Patchett opens her story with, “Two days before my dog Rose died…”* Who of us who has ever loved a dog can resist the urge to read on? Flung into foreknowledge of a death – knowledge humans share, but which animals might be – who knows? – spared, we realise this death is imminent. While many of us imagine we’d welcome such foreknowing of our own end, few could bear it. Patchett, it is clear, feels that burden of knowing.
Then there’s the dog’s name, Rose: this dog is particular. She has an owner, a name giver. Giving a name is an act of appropriation, literally a claim of belonging. Rose belongs to Ann. Sahara belonged to my brother Dennis; and Fidel belonged to my son-in-law Pablo. And, to our surprise, a widening circle of others.
My firstborn brother spent most of his last decade as the sole resident in a family sized dwelling. A gregarious, family-minded man, his loneliness would have been bleak without Sahara. To those who did not love her, Sahara, was completely unlovable, too small, too low slung, raucous and aggressive; she was in addition a sneaking, nasty, opportunistic biter. To Dennis alone was she cherished; blind to her antisocial nature, her repellent effect on all creatures on two legs or four, Dennis pampered her. He loved Sahara. She was his housemate, his friend, his nearest relative.
Happily for Dennis he never saw Sahara’s last days. After he died, one of his friends materialised in our house of mourning and volunteered to take her in. Relieved of a most undesired heirloom, we seldom speak of her. She lives on, however, under her own name, between the covers of my novel ”Carrots and Jaffas”, in which she functions as an unexpected redeemer. My fear is she might be alive somewhere in the flesh. A roar, a blur, a quick bite, sudden blood, quicker flight, you’ll recognise Sahara by her toothmarks.
By any standard Fidel was a Border Collie gentleman of refined habits.
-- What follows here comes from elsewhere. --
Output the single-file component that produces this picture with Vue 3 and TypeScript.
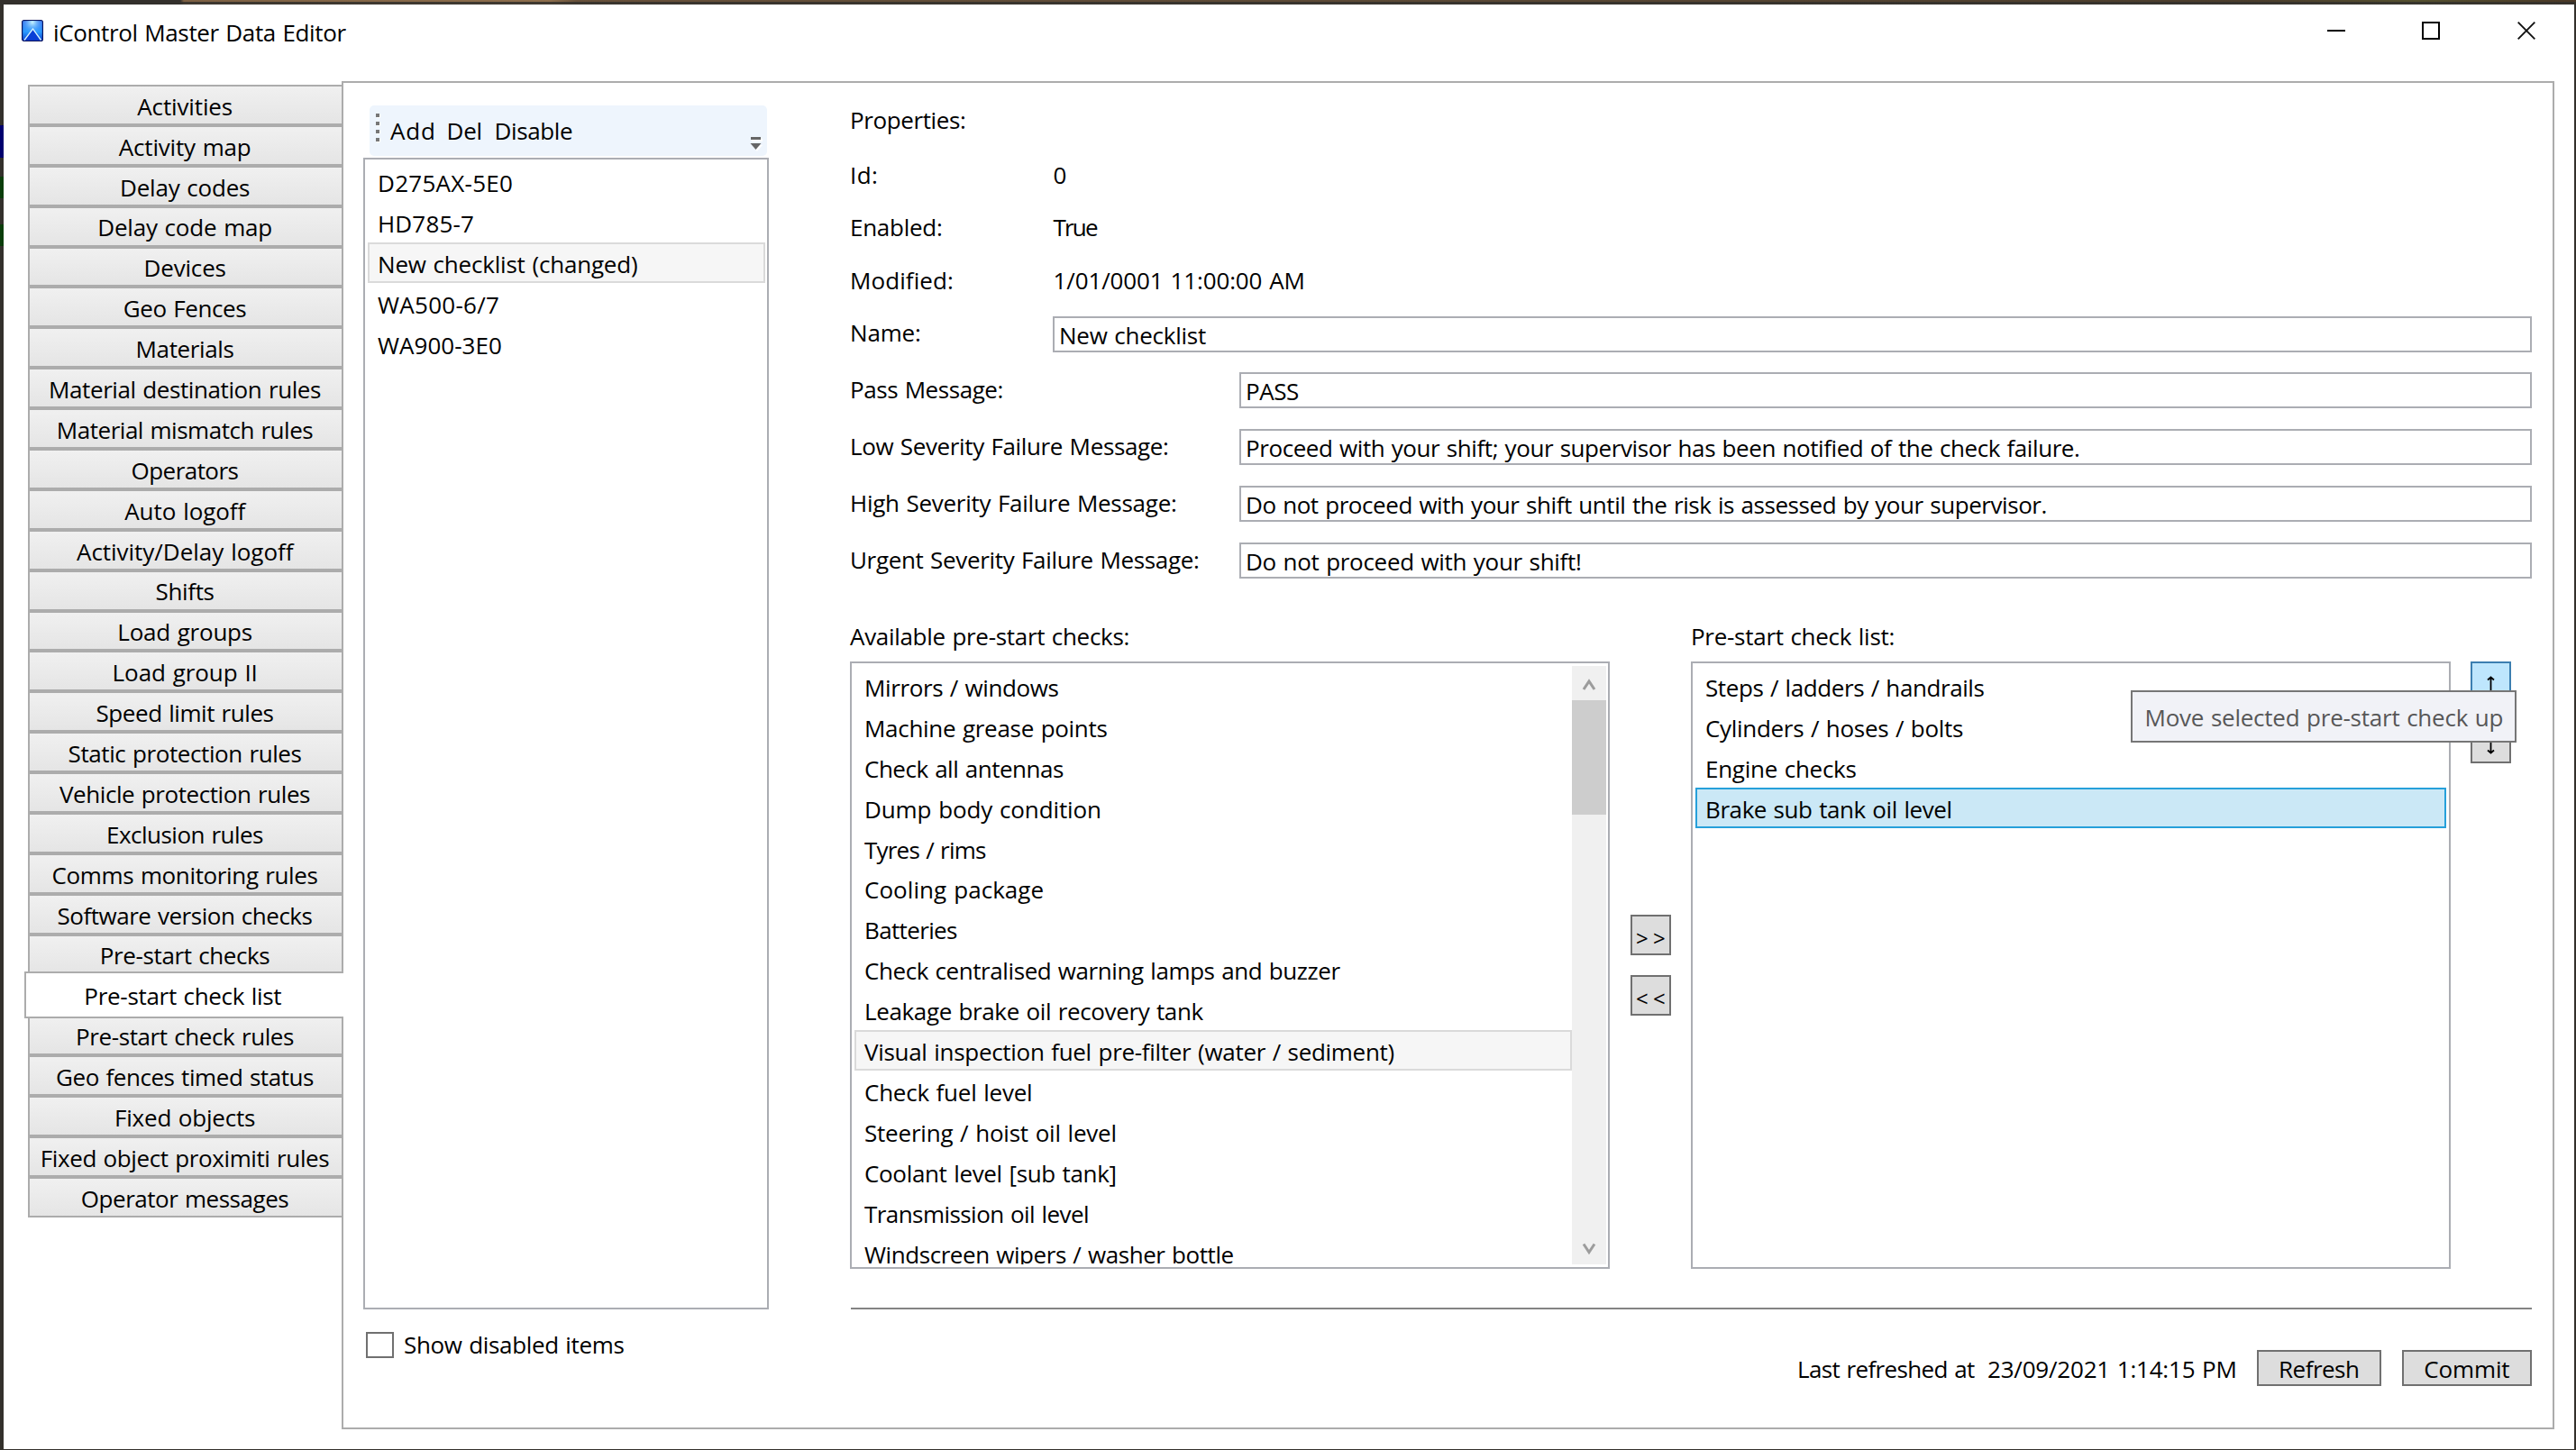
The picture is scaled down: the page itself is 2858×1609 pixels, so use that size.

He growled only when a stranger ventured too close to the latest newborn of his household; he barked only at the one great hound to invade his territory outside Alma Espresso; he was quite useless as a watchdog. Fidel’s sole lapse of etiquette was his habitual piddling on my mother’s loungeroom carpet, but we excused that as the imperative of territory.
Fidel loved to run. I loved to run. Long after my running companions fell away to ruined knees or rescued marriages, Fidel kept me company on long lonely early morning runs. Young women smiled at me, my maleness forgiven in the company of Fidel.
Fidel was first dog across the line in the Traralgon Marathon of 1998. He was photographed smiling at my side with his medal around his neck. The officials were not to know he’d travelled some of those 42.185 kilometres – unwillingly and under protest – in my daughter’s car.
Fidel parted with his testes without complaint, he raised three small boys and won the hearts of widening circles of kin with his never ending grin and his always sweet breath. Like all his bottom sniffing kind Fidel seemed immune to odour. He’d keep me company when I was seated on the loo. Once in that small room he ventured forward, making mistaken fellatious overtures. Fidel and I were close but I drew the line here.
One day Fidel seemed tired, the next day apathetic; the third day he was rescued by surgery and transfusion (at the hands of his loving vet-in-law) from death by catastrophic internal haemorrhage. The vet-in-law confided he had had incurable cancer. Six weeks later my wife and I said our goodbyes to Fidel – my jowls quiver and my lower lip trembles as I recall it – at the seaside, his happiest hunting grounds where he was wont ever to chase seagulls into mocking flight. We embraced him and whispered last words. We knew what we knew; we wondered what Fidel knew? Not for the first time I kissed him.
Ann Patchett won the Orange Prize and a Pulitzer for ‘Bel Canto’. She won me first with a small booklet titled ‘The Bookshop Strikes Back’ (Bloomsbury, 2013), a safe enough speculative buy at $2.50, handsomely rewarding.
In her remarkable book, “This is the Story of a Happy Marriage”, Ann Patchett describes the passing of Rose. Rose was small, lap-sized, not a real dog to love and run a marathon with. From her opening phrase Patchett won me.
After Rose dies, Patchett writes: “I came to realize…there was between me and every person I had ever loved some element of separation…arguments and disappointments…over time people break apart, no matter how enormous the love…and it is through the breaking and the reconciliation, the love and the doubting of love, the judgment and then the coming together again, that we find our own identity and define our relationships.
Except…I had never broken from Rose…”
Patchett recruited me into her love, convinced me, changed me, enlarged my understanding.
What more can we ask of a writer?
*This must be the most arresting start since Annie Proulx’ “Postcards”, which opens with the protagonist’s realisation that the person with whom he has – one breath past – shared an unspecified se xual act has died in that act.